> **EXERCISE DETAILS**: Make an exact copy of all the material below, apart from the pictures.

> **DATASET EXCERPT**:
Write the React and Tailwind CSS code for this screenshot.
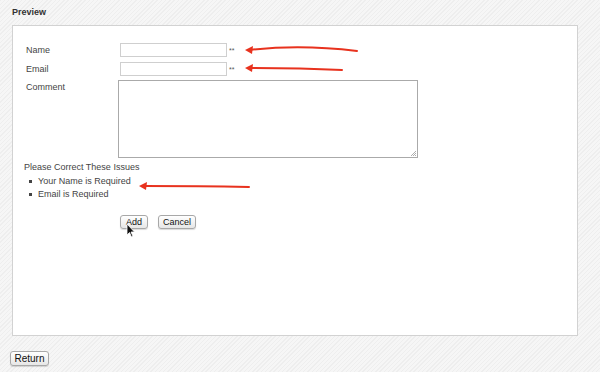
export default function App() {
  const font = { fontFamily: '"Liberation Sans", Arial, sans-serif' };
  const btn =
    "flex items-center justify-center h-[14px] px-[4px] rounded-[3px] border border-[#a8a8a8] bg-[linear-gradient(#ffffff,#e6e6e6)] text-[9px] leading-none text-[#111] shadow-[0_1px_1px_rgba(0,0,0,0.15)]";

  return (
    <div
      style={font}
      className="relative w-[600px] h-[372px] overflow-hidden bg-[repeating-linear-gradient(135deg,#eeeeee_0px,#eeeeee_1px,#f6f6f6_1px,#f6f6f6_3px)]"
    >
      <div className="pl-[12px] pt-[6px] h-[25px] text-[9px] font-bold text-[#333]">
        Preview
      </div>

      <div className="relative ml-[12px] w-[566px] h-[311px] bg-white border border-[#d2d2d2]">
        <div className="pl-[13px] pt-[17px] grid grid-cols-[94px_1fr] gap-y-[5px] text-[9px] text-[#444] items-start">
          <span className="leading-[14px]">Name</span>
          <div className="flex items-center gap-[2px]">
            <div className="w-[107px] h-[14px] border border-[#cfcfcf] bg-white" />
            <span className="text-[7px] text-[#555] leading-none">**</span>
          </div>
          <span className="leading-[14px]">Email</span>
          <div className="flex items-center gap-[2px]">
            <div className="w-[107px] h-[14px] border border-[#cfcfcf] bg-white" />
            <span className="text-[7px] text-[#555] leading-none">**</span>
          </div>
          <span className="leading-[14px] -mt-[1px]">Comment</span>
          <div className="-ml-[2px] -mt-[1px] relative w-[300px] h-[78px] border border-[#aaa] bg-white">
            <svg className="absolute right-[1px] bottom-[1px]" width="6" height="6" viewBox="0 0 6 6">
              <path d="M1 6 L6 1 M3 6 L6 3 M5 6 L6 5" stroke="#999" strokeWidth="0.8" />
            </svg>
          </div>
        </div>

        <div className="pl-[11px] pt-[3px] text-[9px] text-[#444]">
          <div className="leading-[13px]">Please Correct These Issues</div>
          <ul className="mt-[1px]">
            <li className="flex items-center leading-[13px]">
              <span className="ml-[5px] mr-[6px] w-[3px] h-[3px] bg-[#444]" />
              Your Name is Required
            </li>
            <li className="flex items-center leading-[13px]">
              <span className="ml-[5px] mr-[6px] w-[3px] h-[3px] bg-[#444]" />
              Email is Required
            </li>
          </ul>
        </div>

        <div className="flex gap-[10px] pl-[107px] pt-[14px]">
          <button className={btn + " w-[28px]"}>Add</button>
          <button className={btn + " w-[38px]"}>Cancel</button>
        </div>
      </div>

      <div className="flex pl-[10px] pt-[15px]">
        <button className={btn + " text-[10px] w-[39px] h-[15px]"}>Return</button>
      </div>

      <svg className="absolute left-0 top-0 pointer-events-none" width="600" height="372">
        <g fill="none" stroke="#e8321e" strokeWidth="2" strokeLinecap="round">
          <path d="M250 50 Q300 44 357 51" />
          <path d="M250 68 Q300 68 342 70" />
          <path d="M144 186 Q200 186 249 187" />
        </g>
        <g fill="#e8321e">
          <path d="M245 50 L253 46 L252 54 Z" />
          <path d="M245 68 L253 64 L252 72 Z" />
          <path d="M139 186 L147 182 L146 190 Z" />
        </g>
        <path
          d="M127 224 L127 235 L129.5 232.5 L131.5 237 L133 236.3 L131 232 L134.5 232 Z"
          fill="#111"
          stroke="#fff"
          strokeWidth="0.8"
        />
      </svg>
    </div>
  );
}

> **TASK SOLUTION**:
Write the React and Tailwind CSS code for this screenshot.
export default function App() {
  const font = { fontFamily: '"Liberation Sans", Arial, sans-serif' };
  const btn =
    "flex items-center justify-center h-[14px] px-[4px] rounded-[3px] border border-[#a8a8a8] bg-[linear-gradient(#ffffff,#e6e6e6)] text-[9px] leading-none text-[#111] shadow-[0_1px_1px_rgba(0,0,0,0.15)]";

  return (
    <div
      style={font}
      className="relative w-[600px] h-[372px] overflow-hidden bg-[repeating-linear-gradient(135deg,#eeeeee_0px,#eeeeee_1px,#f6f6f6_1px,#f6f6f6_3px)]"
    >
      <div className="pl-[12px] pt-[6px] h-[25px] text-[9px] font-bold text-[#333]">
        Preview
      </div>

      <div className="relative ml-[12px] w-[566px] h-[311px] bg-white border border-[#d2d2d2]">
        <div className="pl-[13px] pt-[17px] grid grid-cols-[94px_1fr] gap-y-[5px] text-[9px] text-[#444] items-start">
          <span className="leading-[14px]">Name</span>
          <div className="flex items-center gap-[2px]">
            <div className="w-[107px] h-[14px] border border-[#cfcfcf] bg-white" />
            <span className="text-[7px] text-[#555] leading-none">**</span>
          </div>
          <span className="leading-[14px]">Email</span>
          <div className="flex items-center gap-[2px]">
            <div className="w-[107px] h-[14px] border border-[#cfcfcf] bg-white" />
            <span className="text-[7px] text-[#555] leading-none">**</span>
          </div>
          <span className="leading-[14px] -mt-[1px]">Comment</span>
          <div className="-ml-[2px] -mt-[1px] relative w-[300px] h-[78px] border border-[#aaa] bg-white">
            <svg className="absolute right-[1px] bottom-[1px]" width="6" height="6" viewBox="0 0 6 6">
              <path d="M1 6 L6 1 M3 6 L6 3 M5 6 L6 5" stroke="#999" strokeWidth="0.8" />
            </svg>
          </div>
        </div>

        <div className="pl-[11px] pt-[3px] text-[9px] text-[#444]">
          <div className="leading-[13px]">Please Correct These Issues</div>
          <ul className="mt-[1px]">
            <li className="flex items-center leading-[13px]">
              <span className="ml-[5px] mr-[6px] w-[3px] h-[3px] bg-[#444]" />
              Your Name is Required
            </li>
            <li className="flex items-center leading-[13px]">
              <span className="ml-[5px] mr-[6px] w-[3px] h-[3px] bg-[#444]" />
              Email is Required
            </li>
          </ul>
        </div>

        <div className="flex gap-[10px] pl-[107px] pt-[14px]">
          <button className={btn + " w-[28px]"}>Add</button>
          <button className={btn + " w-[38px]"}>Cancel</button>
        </div>
      </div>

      <div className="flex pl-[10px] pt-[15px]">
        <button className={btn + " text-[10px] w-[39px] h-[15px]"}>Return</button>
      </div>

      <svg className="absolute left-0 top-0 pointer-events-none" width="600" height="372">
        <g fill="none" stroke="#e8321e" strokeWidth="2" strokeLinecap="round">
          <path d="M250 50 Q300 44 357 51" />
          <path d="M250 68 Q300 68 342 70" />
          <path d="M144 186 Q200 186 249 187" />
        </g>
        <g fill="#e8321e">
          <path d="M245 50 L253 46 L252 54 Z" />
          <path d="M245 68 L253 64 L252 72 Z" />
          <path d="M139 186 L147 182 L146 190 Z" />
        </g>
        <path
          d="M127 224 L127 235 L129.5 232.5 L131.5 237 L133 236.3 L131 232 L134.5 232 Z"
          fill="#111"
          stroke="#fff"
          strokeWidth="0.8"
        />
      </svg>
    </div>
  );
}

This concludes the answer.